If either of us is perceived to fall below those standards we can and should expect difficult questions.

I realise I have painted a bleak picture. But I do not believe it is a hopeless one. Most moderate people in Sri Lanka, the British and Norwegian governments and the wider international community, want to see Sri Lanka remain as a single country which is able to address the legitimate demands of all its ethnic groups within its existing borders.

Other countries in the region, most notably India and Indonesia, have been able to form prosperous and united nations out of diverse linguistic and religious groups.

In order to guarantee stability, Sri Lanka needs a sustainable political solution, one that allows its Tamil population to feel they will be able to prosper within a Sri Lankan state that takes pride in the identity of all of its people.

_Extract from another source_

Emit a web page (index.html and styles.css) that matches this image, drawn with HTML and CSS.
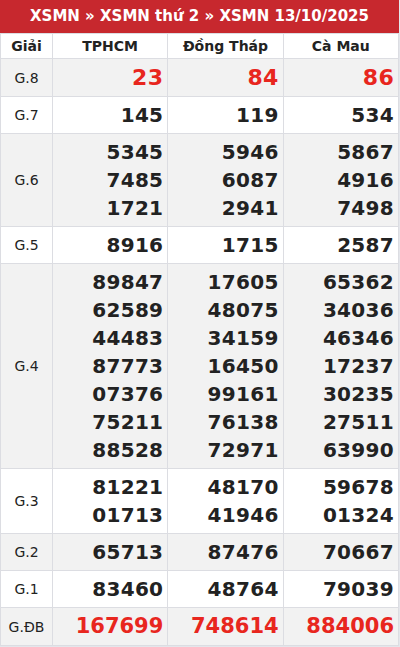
FILE: index.html
```html
<!DOCTYPE html>
<html lang="vi">
<head>
<meta charset="utf-8">
<link rel="stylesheet" href="styles.css">
</head>
<body>
<div class="box">
  <h2 class="title">XSMN » XSMN thứ 2 » XSMN 13/10/2025</h2>
  <table class="kq">
    <colgroup><col class="c-g"><col class="c-p"><col class="c-p"><col class="c-p"></colgroup>
    <thead>
      <tr><th>Giải</th><th>TPHCM</th><th>Đồng Tháp</th><th>Cà Mau</th></tr>
    </thead>
    <tbody>
      <tr class="alt"><td class="g">G.8</td><td class="n big red">23</td><td class="n big red">84</td><td class="n big red">86</td></tr>
      <tr><td class="g">G.7</td><td class="n">145</td><td class="n">119</td><td class="n">534</td></tr>
      <tr class="alt"><td class="g">G.6</td><td class="n">5345<br>7485<br>1721</td><td class="n">5946<br>6087<br>2941</td><td class="n">5867<br>4916<br>7498</td></tr>
      <tr><td class="g">G.5</td><td class="n">8916</td><td class="n">1715</td><td class="n">2587</td></tr>
      <tr class="alt"><td class="g">G.4</td><td class="n">89847<br>62589<br>44483<br>87773<br>07376<br>75211<br>88528</td><td class="n">17605<br>48075<br>34159<br>16450<br>99161<br>76138<br>72971</td><td class="n">65362<br>34036<br>46346<br>17237<br>30235<br>27511<br>63990</td></tr>
      <tr><td class="g">G.3</td><td class="n">81221<br>01713</td><td class="n">48170<br>41946</td><td class="n">59678<br>01324</td></tr>
      <tr class="alt"><td class="g">G.2</td><td class="n">65713</td><td class="n">87476</td><td class="n">70667</td></tr>
      <tr><td class="g">G.1</td><td class="n">83460</td><td class="n">48764</td><td class="n">79039</td></tr>
      <tr class="alt"><td class="g">G.ĐB</td><td class="n db red">167699</td><td class="n db red">748614</td><td class="n db red">884006</td></tr>
    </tbody>
  </table>
</div>
</body>
</html>
```
FILE: styles.css
```css
html, body {
  margin: 0;
  padding: 0;
}
body {
  background: #e4e6eb;
  font-family: "DejaVu Sans", sans-serif;
  color: #222;
}
.box {
  width: 399px;
  background: #fff;
}
.title {
  margin: 0;
  height: 33px;
  line-height: 33px;
  background: #c7282e;
  color: #fff;
  font-size: 15px;
  font-weight: bold;
  text-align: center;
}
.kq {
  width: 399px;
  border-collapse: collapse;
  table-layout: fixed;
  border-left: 1px solid #dcdde2;
}
.c-g { width: 52px; }
.kq th, .kq td {
  border: 1px solid #dcdde2;
  padding: 0;
}
.kq th {
  height: 24px;
  font-size: 14px;
  font-weight: bold;
  text-align: center;
  background: #fff;
  color: #222;
}
.kq tr.alt td { background: #f2f2f2; }
.kq td { background: #fff; }
.g {
  text-align: center;
  font-size: 14px;
  color: #222;
}
.n {
  text-align: right;
  padding: 4px 4px 4px 0 !important;
  font-size: 20px;
  font-weight: bold;
  line-height: 28px;
  letter-spacing: 0.3px;
}
.big { font-size: 22px; line-height: 29px; }
.db { font-size: 21px; line-height: 29px; letter-spacing: 0; }
.red { color: #e8261e; }
```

No one pretends this will be easy. The All Party Representative Committee provides a clear opportunity to move the debate forward if it publishes ambitious enough proposals.

The way to defeat terrorism is not through relentless military action, but by winning the battle of ideas and with it the support of moderate Tamils. Without some form of political support even the most ruthless terrorist group will have to either come to the negotiating table or become marginalised.

The UK is ready to help with the search for peace and the need for all parties to the conflict to move away from the path of violence and respect human rights.